** BEGIN EXERCISE INPUTS **

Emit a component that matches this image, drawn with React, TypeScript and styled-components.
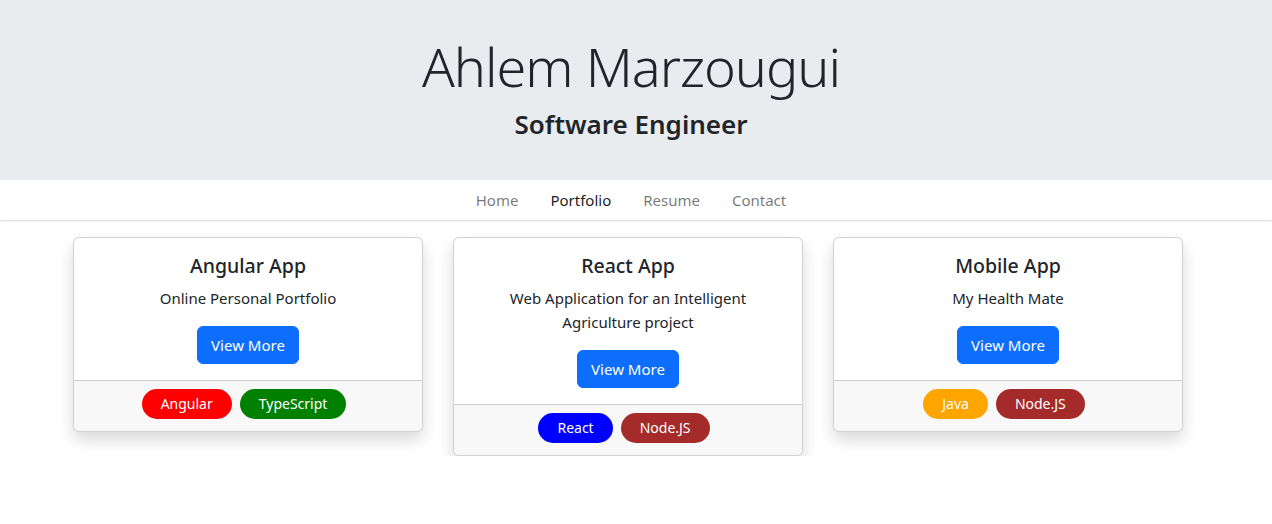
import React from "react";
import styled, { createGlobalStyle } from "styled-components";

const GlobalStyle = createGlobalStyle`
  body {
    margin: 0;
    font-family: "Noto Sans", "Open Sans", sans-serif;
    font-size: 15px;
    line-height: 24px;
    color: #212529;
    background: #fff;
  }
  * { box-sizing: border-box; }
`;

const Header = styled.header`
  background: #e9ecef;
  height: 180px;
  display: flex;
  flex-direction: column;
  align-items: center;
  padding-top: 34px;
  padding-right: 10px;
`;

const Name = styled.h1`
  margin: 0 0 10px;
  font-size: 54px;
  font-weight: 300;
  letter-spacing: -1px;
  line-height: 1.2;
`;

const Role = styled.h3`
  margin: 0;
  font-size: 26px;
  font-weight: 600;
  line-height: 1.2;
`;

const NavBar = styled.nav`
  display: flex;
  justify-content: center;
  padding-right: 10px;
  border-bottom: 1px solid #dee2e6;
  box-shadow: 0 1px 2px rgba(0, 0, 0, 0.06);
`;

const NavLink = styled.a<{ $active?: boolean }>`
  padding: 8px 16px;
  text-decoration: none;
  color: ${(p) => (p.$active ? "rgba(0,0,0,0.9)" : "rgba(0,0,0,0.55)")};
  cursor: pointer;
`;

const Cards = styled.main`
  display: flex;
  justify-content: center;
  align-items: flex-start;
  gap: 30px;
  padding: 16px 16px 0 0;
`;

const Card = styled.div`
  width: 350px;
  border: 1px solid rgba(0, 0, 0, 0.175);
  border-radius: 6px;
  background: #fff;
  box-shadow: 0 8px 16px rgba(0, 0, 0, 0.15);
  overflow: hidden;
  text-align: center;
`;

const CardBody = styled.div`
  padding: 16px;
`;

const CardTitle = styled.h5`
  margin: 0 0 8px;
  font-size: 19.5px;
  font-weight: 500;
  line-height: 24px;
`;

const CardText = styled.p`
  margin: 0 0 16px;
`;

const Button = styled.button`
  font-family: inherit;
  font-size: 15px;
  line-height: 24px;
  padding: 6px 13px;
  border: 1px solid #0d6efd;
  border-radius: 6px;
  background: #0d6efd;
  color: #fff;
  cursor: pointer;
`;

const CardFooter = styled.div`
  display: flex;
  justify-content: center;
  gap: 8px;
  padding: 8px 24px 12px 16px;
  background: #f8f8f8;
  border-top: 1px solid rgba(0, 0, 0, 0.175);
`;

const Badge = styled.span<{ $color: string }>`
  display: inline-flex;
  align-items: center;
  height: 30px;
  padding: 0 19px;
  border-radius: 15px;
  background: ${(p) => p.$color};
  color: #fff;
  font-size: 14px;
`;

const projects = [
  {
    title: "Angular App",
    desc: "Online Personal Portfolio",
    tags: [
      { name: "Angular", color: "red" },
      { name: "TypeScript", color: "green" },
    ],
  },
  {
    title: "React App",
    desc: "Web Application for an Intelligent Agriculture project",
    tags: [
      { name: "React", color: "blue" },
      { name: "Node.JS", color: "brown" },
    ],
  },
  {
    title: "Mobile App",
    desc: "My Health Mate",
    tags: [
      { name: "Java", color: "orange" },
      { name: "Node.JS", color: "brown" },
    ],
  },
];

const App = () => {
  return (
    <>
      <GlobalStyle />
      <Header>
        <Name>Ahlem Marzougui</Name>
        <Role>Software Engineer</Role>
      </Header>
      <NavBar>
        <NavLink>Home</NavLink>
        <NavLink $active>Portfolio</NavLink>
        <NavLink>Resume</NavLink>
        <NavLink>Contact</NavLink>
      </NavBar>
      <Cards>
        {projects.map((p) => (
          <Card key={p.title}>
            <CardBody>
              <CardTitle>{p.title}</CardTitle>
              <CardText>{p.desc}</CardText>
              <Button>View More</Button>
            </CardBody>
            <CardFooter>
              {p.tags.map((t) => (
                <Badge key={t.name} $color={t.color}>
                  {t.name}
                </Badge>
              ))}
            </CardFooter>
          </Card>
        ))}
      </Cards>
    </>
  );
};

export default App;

** END EXERCISE INPUTS **
** BEGIN EXERCISE INPUTS **

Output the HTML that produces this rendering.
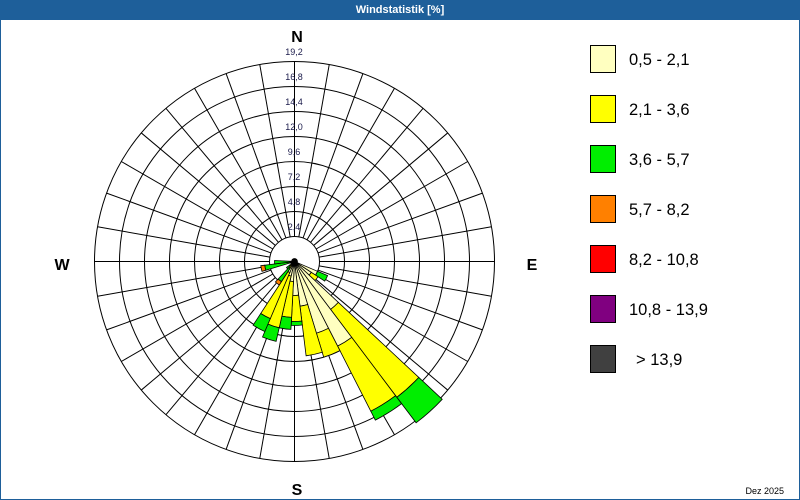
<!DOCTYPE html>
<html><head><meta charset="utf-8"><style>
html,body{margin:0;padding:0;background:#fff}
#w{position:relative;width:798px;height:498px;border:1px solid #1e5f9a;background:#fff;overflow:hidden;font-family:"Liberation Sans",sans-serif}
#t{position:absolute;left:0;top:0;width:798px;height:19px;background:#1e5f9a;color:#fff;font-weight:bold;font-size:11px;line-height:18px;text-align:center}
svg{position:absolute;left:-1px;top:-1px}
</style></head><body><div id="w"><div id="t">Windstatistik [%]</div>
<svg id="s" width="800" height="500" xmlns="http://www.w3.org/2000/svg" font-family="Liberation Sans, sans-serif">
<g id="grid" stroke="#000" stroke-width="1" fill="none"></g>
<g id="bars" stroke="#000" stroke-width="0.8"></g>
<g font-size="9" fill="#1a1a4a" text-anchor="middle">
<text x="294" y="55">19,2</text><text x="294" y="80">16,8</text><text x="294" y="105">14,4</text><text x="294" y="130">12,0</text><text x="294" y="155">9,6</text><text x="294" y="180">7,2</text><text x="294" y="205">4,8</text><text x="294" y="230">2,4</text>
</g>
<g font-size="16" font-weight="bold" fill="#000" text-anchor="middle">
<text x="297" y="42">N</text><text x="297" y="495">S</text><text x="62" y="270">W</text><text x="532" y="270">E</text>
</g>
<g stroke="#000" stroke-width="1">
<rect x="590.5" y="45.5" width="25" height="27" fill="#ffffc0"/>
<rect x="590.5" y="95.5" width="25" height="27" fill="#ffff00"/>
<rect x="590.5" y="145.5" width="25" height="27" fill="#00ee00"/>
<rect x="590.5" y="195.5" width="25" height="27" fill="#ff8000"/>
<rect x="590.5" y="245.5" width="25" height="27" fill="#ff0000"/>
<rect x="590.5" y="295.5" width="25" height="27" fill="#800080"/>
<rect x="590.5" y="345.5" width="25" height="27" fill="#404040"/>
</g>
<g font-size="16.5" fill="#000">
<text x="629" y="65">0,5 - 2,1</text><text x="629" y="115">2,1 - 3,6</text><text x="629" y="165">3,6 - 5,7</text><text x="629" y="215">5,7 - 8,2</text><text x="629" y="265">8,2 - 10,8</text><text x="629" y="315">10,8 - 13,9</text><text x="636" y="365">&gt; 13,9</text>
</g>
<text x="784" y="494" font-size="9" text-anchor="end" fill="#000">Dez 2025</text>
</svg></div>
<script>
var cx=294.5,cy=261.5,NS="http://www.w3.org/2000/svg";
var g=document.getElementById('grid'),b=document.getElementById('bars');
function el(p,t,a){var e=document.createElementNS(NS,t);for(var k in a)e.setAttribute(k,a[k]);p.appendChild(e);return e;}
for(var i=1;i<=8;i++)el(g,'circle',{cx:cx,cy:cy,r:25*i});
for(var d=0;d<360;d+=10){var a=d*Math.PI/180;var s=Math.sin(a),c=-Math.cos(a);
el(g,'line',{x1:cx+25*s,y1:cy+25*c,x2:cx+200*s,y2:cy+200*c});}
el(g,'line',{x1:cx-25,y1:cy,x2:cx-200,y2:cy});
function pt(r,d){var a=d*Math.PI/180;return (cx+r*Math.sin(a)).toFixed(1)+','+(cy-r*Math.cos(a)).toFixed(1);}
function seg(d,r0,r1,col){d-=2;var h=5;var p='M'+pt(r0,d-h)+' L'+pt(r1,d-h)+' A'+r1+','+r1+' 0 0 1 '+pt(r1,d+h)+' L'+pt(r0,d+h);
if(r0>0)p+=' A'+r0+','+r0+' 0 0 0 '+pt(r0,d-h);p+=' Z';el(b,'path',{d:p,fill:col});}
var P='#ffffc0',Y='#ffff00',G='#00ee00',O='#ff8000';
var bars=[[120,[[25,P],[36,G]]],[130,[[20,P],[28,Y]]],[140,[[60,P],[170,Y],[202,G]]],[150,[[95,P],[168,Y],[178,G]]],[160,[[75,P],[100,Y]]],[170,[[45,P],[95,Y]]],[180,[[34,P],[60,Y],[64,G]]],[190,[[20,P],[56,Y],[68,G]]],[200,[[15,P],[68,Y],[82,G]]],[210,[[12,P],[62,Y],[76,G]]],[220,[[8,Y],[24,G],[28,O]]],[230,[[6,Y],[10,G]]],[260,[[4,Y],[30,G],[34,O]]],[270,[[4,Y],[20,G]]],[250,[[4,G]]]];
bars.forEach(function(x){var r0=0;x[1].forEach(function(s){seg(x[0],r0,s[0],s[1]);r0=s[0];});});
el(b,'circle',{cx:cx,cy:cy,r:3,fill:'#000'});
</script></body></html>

** END EXERCISE INPUTS **

PROBLEM STATEMENT
Identify the lines of the data that contain the word "components". Copy each of them.

RESPONSE TO THIS TASK
Emit a component that matches this image, drawn with React, TypeScript and styled-components.
import styled, { createGlobalStyle } from "styled-components";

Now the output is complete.